Exercise: Exclude the pictures, then repeat the remaining data exactly.

Data lines:

-.-.-

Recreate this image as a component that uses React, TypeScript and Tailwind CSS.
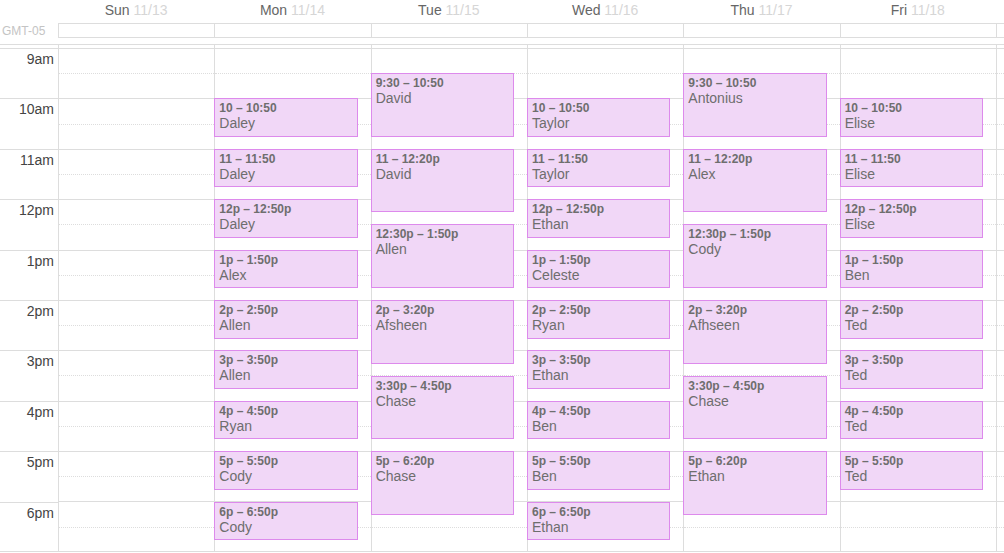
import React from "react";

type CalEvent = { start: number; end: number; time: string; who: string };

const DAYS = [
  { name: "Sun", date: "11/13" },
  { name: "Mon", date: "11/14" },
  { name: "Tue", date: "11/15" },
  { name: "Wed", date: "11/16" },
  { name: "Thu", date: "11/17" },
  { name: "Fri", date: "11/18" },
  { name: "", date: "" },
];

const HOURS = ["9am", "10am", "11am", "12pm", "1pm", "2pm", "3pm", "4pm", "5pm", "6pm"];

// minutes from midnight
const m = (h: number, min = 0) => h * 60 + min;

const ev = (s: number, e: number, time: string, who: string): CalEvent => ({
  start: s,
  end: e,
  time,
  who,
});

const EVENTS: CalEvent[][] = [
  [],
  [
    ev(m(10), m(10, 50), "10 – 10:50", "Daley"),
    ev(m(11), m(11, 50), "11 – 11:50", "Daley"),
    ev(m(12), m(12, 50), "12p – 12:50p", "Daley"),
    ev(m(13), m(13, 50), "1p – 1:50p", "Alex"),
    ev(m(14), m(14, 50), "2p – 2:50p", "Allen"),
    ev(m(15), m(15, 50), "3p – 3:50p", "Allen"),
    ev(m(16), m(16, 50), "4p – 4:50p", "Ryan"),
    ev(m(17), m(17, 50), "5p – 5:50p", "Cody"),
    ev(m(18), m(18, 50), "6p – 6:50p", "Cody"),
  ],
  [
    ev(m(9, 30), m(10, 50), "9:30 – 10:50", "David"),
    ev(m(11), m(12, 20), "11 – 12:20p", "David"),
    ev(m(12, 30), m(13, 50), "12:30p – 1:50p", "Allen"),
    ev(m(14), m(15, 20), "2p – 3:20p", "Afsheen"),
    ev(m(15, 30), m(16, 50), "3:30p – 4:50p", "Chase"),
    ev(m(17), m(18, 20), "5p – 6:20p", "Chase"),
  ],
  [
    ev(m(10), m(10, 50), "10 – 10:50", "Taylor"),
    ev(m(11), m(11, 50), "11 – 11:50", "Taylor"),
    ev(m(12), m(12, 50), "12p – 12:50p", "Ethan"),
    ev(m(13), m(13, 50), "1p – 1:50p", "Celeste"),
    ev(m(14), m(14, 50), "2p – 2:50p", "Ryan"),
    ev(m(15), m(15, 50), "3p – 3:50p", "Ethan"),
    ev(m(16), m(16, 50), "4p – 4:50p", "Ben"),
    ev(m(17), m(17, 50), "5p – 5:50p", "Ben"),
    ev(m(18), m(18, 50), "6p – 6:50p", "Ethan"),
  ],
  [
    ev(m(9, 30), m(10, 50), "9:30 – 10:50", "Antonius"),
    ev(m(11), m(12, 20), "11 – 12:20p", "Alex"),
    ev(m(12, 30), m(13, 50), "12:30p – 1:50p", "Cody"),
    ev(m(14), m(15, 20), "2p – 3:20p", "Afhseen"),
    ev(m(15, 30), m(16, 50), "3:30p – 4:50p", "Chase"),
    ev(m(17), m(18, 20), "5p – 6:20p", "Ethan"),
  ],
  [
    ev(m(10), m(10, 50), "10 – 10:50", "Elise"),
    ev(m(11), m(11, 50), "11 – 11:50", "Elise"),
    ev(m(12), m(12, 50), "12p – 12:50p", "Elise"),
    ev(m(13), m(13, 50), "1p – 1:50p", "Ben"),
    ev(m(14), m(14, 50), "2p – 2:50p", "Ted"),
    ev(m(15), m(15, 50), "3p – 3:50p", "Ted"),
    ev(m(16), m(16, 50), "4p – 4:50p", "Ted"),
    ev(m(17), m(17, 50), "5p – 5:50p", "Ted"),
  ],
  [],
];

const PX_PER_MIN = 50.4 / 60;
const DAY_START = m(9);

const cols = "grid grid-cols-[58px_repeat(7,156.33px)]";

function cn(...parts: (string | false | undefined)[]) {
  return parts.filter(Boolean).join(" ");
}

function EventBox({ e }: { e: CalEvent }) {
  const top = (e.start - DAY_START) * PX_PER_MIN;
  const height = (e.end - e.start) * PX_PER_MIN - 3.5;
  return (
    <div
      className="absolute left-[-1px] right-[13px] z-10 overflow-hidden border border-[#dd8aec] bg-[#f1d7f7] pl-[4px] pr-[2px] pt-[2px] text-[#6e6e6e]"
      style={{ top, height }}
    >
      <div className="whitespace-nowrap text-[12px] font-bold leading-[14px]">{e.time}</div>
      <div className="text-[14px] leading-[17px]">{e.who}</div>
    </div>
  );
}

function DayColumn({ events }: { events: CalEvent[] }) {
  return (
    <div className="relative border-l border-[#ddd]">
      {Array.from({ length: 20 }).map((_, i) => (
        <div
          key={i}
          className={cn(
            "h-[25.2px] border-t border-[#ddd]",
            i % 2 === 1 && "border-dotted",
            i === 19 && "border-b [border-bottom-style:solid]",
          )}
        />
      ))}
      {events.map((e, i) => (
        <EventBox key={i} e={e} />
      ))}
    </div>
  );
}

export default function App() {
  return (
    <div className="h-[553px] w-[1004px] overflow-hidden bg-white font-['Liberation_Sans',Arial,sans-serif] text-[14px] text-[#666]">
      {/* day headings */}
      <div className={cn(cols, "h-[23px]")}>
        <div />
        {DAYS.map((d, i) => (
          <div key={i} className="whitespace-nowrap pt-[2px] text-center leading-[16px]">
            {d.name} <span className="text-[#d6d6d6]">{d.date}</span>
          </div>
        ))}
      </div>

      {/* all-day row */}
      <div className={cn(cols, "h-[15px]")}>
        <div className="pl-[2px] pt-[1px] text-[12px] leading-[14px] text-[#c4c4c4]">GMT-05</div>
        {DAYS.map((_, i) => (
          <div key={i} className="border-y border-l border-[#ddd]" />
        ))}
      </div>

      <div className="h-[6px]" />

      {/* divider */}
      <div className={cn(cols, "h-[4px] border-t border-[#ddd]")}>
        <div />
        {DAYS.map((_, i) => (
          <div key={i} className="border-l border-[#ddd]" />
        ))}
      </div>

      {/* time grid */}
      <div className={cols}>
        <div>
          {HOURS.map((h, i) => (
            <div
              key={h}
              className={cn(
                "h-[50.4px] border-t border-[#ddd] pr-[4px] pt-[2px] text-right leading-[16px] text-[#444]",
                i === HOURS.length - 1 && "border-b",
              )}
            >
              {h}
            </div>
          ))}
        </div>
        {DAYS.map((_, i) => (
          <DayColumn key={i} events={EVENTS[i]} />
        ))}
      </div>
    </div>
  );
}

-.-.-

Solution for this exercise:
Recreate this image as a component that uses React, TypeScript and Tailwind CSS.
import React from "react";

type CalEvent = { start: number; end: number; time: string; who: string };

const DAYS = [
  { name: "Sun", date: "11/13" },
  { name: "Mon", date: "11/14" },
  { name: "Tue", date: "11/15" },
  { name: "Wed", date: "11/16" },
  { name: "Thu", date: "11/17" },
  { name: "Fri", date: "11/18" },
  { name: "", date: "" },
];

const HOURS = ["9am", "10am", "11am", "12pm", "1pm", "2pm", "3pm", "4pm", "5pm", "6pm"];

// minutes from midnight
const m = (h: number, min = 0) => h * 60 + min;

const ev = (s: number, e: number, time: string, who: string): CalEvent => ({
  start: s,
  end: e,
  time,
  who,
});

const EVENTS: CalEvent[][] = [
  [],
  [
    ev(m(10), m(10, 50), "10 – 10:50", "Daley"),
    ev(m(11), m(11, 50), "11 – 11:50", "Daley"),
    ev(m(12), m(12, 50), "12p – 12:50p", "Daley"),
    ev(m(13), m(13, 50), "1p – 1:50p", "Alex"),
    ev(m(14), m(14, 50), "2p – 2:50p", "Allen"),
    ev(m(15), m(15, 50), "3p – 3:50p", "Allen"),
    ev(m(16), m(16, 50), "4p – 4:50p", "Ryan"),
    ev(m(17), m(17, 50), "5p – 5:50p", "Cody"),
    ev(m(18), m(18, 50), "6p – 6:50p", "Cody"),
  ],
  [
    ev(m(9, 30), m(10, 50), "9:30 – 10:50", "David"),
    ev(m(11), m(12, 20), "11 – 12:20p", "David"),
    ev(m(12, 30), m(13, 50), "12:30p – 1:50p", "Allen"),
    ev(m(14), m(15, 20), "2p – 3:20p", "Afsheen"),
    ev(m(15, 30), m(16, 50), "3:30p – 4:50p", "Chase"),
    ev(m(17), m(18, 20), "5p – 6:20p", "Chase"),
  ],
  [
    ev(m(10), m(10, 50), "10 – 10:50", "Taylor"),
    ev(m(11), m(11, 50), "11 – 11:50", "Taylor"),
    ev(m(12), m(12, 50), "12p – 12:50p", "Ethan"),
    ev(m(13), m(13, 50), "1p – 1:50p", "Celeste"),
    ev(m(14), m(14, 50), "2p – 2:50p", "Ryan"),
    ev(m(15), m(15, 50), "3p – 3:50p", "Ethan"),
    ev(m(16), m(16, 50), "4p – 4:50p", "Ben"),
    ev(m(17), m(17, 50), "5p – 5:50p", "Ben"),
    ev(m(18), m(18, 50), "6p – 6:50p", "Ethan"),
  ],
  [
    ev(m(9, 30), m(10, 50), "9:30 – 10:50", "Antonius"),
    ev(m(11), m(12, 20), "11 – 12:20p", "Alex"),
    ev(m(12, 30), m(13, 50), "12:30p – 1:50p", "Cody"),
    ev(m(14), m(15, 20), "2p – 3:20p", "Afhseen"),
    ev(m(15, 30), m(16, 50), "3:30p – 4:50p", "Chase"),
    ev(m(17), m(18, 20), "5p – 6:20p", "Ethan"),
  ],
  [
    ev(m(10), m(10, 50), "10 – 10:50", "Elise"),
    ev(m(11), m(11, 50), "11 – 11:50", "Elise"),
    ev(m(12), m(12, 50), "12p – 12:50p", "Elise"),
    ev(m(13), m(13, 50), "1p – 1:50p", "Ben"),
    ev(m(14), m(14, 50), "2p – 2:50p", "Ted"),
    ev(m(15), m(15, 50), "3p – 3:50p", "Ted"),
    ev(m(16), m(16, 50), "4p – 4:50p", "Ted"),
    ev(m(17), m(17, 50), "5p – 5:50p", "Ted"),
  ],
  [],
];

const PX_PER_MIN = 50.4 / 60;
const DAY_START = m(9);

const cols = "grid grid-cols-[58px_repeat(7,156.33px)]";

function cn(...parts: (string | false | undefined)[]) {
  return parts.filter(Boolean).join(" ");
}

function EventBox({ e }: { e: CalEvent }) {
  const top = (e.start - DAY_START) * PX_PER_MIN;
  const height = (e.end - e.start) * PX_PER_MIN - 3.5;
  return (
    <div
      className="absolute left-[-1px] right-[13px] z-10 overflow-hidden border border-[#dd8aec] bg-[#f1d7f7] pl-[4px] pr-[2px] pt-[2px] text-[#6e6e6e]"
      style={{ top, height }}
    >
      <div className="whitespace-nowrap text-[12px] font-bold leading-[14px]">{e.time}</div>
      <div className="text-[14px] leading-[17px]">{e.who}</div>
    </div>
  );
}

function DayColumn({ events }: { events: CalEvent[] }) {
  return (
    <div className="relative border-l border-[#ddd]">
      {Array.from({ length: 20 }).map((_, i) => (
        <div
          key={i}
          className={cn(
            "h-[25.2px] border-t border-[#ddd]",
            i % 2 === 1 && "border-dotted",
            i === 19 && "border-b [border-bottom-style:solid]",
          )}
        />
      ))}
      {events.map((e, i) => (
        <EventBox key={i} e={e} />
      ))}
    </div>
  );
}

export default function App() {
  return (
    <div className="h-[553px] w-[1004px] overflow-hidden bg-white font-['Liberation_Sans',Arial,sans-serif] text-[14px] text-[#666]">
      {/* day headings */}
      <div className={cn(cols, "h-[23px]")}>
        <div />
        {DAYS.map((d, i) => (
          <div key={i} className="whitespace-nowrap pt-[2px] text-center leading-[16px]">
            {d.name} <span className="text-[#d6d6d6]">{d.date}</span>
          </div>
        ))}
      </div>

      {/* all-day row */}
      <div className={cn(cols, "h-[15px]")}>
        <div className="pl-[2px] pt-[1px] text-[12px] leading-[14px] text-[#c4c4c4]">GMT-05</div>
        {DAYS.map((_, i) => (
          <div key={i} className="border-y border-l border-[#ddd]" />
        ))}
      </div>

      <div className="h-[6px]" />

      {/* divider */}
      <div className={cn(cols, "h-[4px] border-t border-[#ddd]")}>
        <div />
        {DAYS.map((_, i) => (
          <div key={i} className="border-l border-[#ddd]" />
        ))}
      </div>

      {/* time grid */}
      <div className={cols}>
        <div>
          {HOURS.map((h, i) => (
            <div
              key={h}
              className={cn(
                "h-[50.4px] border-t border-[#ddd] pr-[4px] pt-[2px] text-right leading-[16px] text-[#444]",
                i === HOURS.length - 1 && "border-b",
              )}
            >
              {h}
            </div>
          ))}
        </div>
        {DAYS.map((_, i) => (
          <DayColumn key={i} events={EVENTS[i]} />
        ))}
      </div>
    </div>
  );
}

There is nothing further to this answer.